(Exercise details): From the listing that follows, output everything exactly except the pictures.
_ _ _
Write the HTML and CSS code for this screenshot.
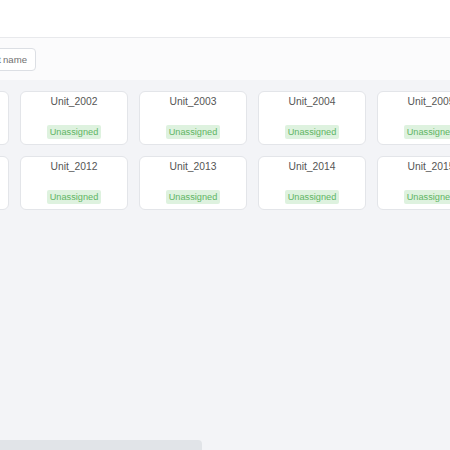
FILE: index.html
```html
<!DOCTYPE html>
<html>
<head>
<meta charset="utf-8">
<link rel="stylesheet" href="styles.css">
</head>
<body>
<div class="viewport">
  <div class="inner">
    <header class="header"></header>
    <div class="toolbar">
      <button class="btn">Sort by unit name</button>
    </div>
    <main class="grid-area">
      <div class="grid">
        <div class="card"><div class="title">Unit_2001</div><span class="badge">Unassigned</span></div>
        <div class="card"><div class="title">Unit_2002</div><span class="badge">Unassigned</span></div>
        <div class="card"><div class="title">Unit_2003</div><span class="badge">Unassigned</span></div>
        <div class="card"><div class="title">Unit_2004</div><span class="badge">Unassigned</span></div>
        <div class="card"><div class="title">Unit_2005</div><span class="badge">Unassigned</span></div>
        <div class="card"><div class="title">Unit_2011</div><span class="badge">Unassigned</span></div>
        <div class="card"><div class="title">Unit_2012</div><span class="badge">Unassigned</span></div>
        <div class="card"><div class="title">Unit_2013</div><span class="badge">Unassigned</span></div>
        <div class="card"><div class="title">Unit_2014</div><span class="badge">Unassigned</span></div>
        <div class="card"><div class="title">Unit_2015</div><span class="badge">Unassigned</span></div>
      </div>
    </main>
    <div class="footer"><div class="footer-bar"></div></div>
  </div>
</div>
</body>
</html>
```
FILE: styles.css
```css
html, body {
  margin: 0;
  padding: 0;
}
body {
  font-family: "Liberation Sans", Arial, sans-serif;
  background: #f3f4f7;
}
.viewport {
  width: 450px;
  height: 450px;
  overflow: hidden;
}
.inner {
  margin-left: -109px;
  width: 700px;
  height: 450px;
  display: flex;
  flex-direction: column;
}
.header {
  height: 37px;
  background: #ffffff;
  border-bottom: 1px solid #e8e9ec;
  flex: none;
}
.toolbar {
  height: 42px;
  background: #fbfbfc;
  display: flex;
  align-items: center;
  flex: none;
  padding-left: 49px;
}
.btn {
  height: 23px;
  width: 96px;
  border: 1px solid #dcdfe4;
  border-radius: 4px;
  background: #ffffff;
  color: #707070;
  font-family: "Liberation Sans", Arial, sans-serif;
  font-size: 9.6px;
  word-spacing: -0.6px;
  padding: 0 8px 0 0;
  text-align: right;
  white-space: nowrap;
  box-sizing: border-box;
}
.grid-area {
  flex: 1;
  background: #f3f4f7;
  padding: 11px 0 0 10px;
}
.grid {
  display: grid;
  grid-template-columns: repeat(5, 108px);
  column-gap: 11px;
  row-gap: 11px;
}
.card {
  height: 54px;
  box-sizing: border-box;
  background: #ffffff;
  border: 1px solid #e3e5e9;
  border-radius: 6px;
  display: flex;
  flex-direction: column;
  align-items: center;
  justify-content: space-between;
  padding: 3px 0 5px;
}
.title {
  font-size: 10.3px;
  line-height: 14px;
  color: #555555;
}
.badge {
  background: #def2df;
  color: #5fb563;
  font-size: 9.2px;
  line-height: 14px;
  height: 14px;
  padding: 0 3px;
  border-radius: 2px;
}
.footer {
  height: 10px;
  flex: none;
  background: #f3f4f7;
}
.footer-bar {
  width: 311px;
  height: 10px;
  background: #e1e4e8;
  border-top-right-radius: 4px;
}
```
_ _ _
(Solution for this task):
Write the HTML and CSS code for this screenshot.
FILE: index.html
```html
<!DOCTYPE html>
<html>
<head>
<meta charset="utf-8">
<link rel="stylesheet" href="styles.css">
</head>
<body>
<div class="viewport">
  <div class="inner">
    <header class="header"></header>
    <div class="toolbar">
      <button class="btn">Sort by unit name</button>
    </div>
    <main class="grid-area">
      <div class="grid">
        <div class="card"><div class="title">Unit_2001</div><span class="badge">Unassigned</span></div>
        <div class="card"><div class="title">Unit_2002</div><span class="badge">Unassigned</span></div>
        <div class="card"><div class="title">Unit_2003</div><span class="badge">Unassigned</span></div>
        <div class="card"><div class="title">Unit_2004</div><span class="badge">Unassigned</span></div>
        <div class="card"><div class="title">Unit_2005</div><span class="badge">Unassigned</span></div>
        <div class="card"><div class="title">Unit_2011</div><span class="badge">Unassigned</span></div>
        <div class="card"><div class="title">Unit_2012</div><span class="badge">Unassigned</span></div>
        <div class="card"><div class="title">Unit_2013</div><span class="badge">Unassigned</span></div>
        <div class="card"><div class="title">Unit_2014</div><span class="badge">Unassigned</span></div>
        <div class="card"><div class="title">Unit_2015</div><span class="badge">Unassigned</span></div>
      </div>
    </main>
    <div class="footer"><div class="footer-bar"></div></div>
  </div>
</div>
</body>
</html>
```
FILE: styles.css
```css
html, body {
  margin: 0;
  padding: 0;
}
body {
  font-family: "Liberation Sans", Arial, sans-serif;
  background: #f3f4f7;
}
.viewport {
  width: 450px;
  height: 450px;
  overflow: hidden;
}
.inner {
  margin-left: -109px;
  width: 700px;
  height: 450px;
  display: flex;
  flex-direction: column;
}
.header {
  height: 37px;
  background: #ffffff;
  border-bottom: 1px solid #e8e9ec;
  flex: none;
}
.toolbar {
  height: 42px;
  background: #fbfbfc;
  display: flex;
  align-items: center;
  flex: none;
  padding-left: 49px;
}
.btn {
  height: 23px;
  width: 96px;
  border: 1px solid #dcdfe4;
  border-radius: 4px;
  background: #ffffff;
  color: #707070;
  font-family: "Liberation Sans", Arial, sans-serif;
  font-size: 9.6px;
  word-spacing: -0.6px;
  padding: 0 8px 0 0;
  text-align: right;
  white-space: nowrap;
  box-sizing: border-box;
}
.grid-area {
  flex: 1;
  background: #f3f4f7;
  padding: 11px 0 0 10px;
}
.grid {
  display: grid;
  grid-template-columns: repeat(5, 108px);
  column-gap: 11px;
  row-gap: 11px;
}
.card {
  height: 54px;
  box-sizing: border-box;
  background: #ffffff;
  border: 1px solid #e3e5e9;
  border-radius: 6px;
  display: flex;
  flex-direction: column;
  align-items: center;
  justify-content: space-between;
  padding: 3px 0 5px;
}
.title {
  font-size: 10.3px;
  line-height: 14px;
  color: #555555;
}
.badge {
  background: #def2df;
  color: #5fb563;
  font-size: 9.2px;
  line-height: 14px;
  height: 14px;
  padding: 0 3px;
  border-radius: 2px;
}
.footer {
  height: 10px;
  flex: none;
  background: #f3f4f7;
}
.footer-bar {
  width: 311px;
  height: 10px;
  background: #e1e4e8;
  border-top-right-radius: 4px;
}
```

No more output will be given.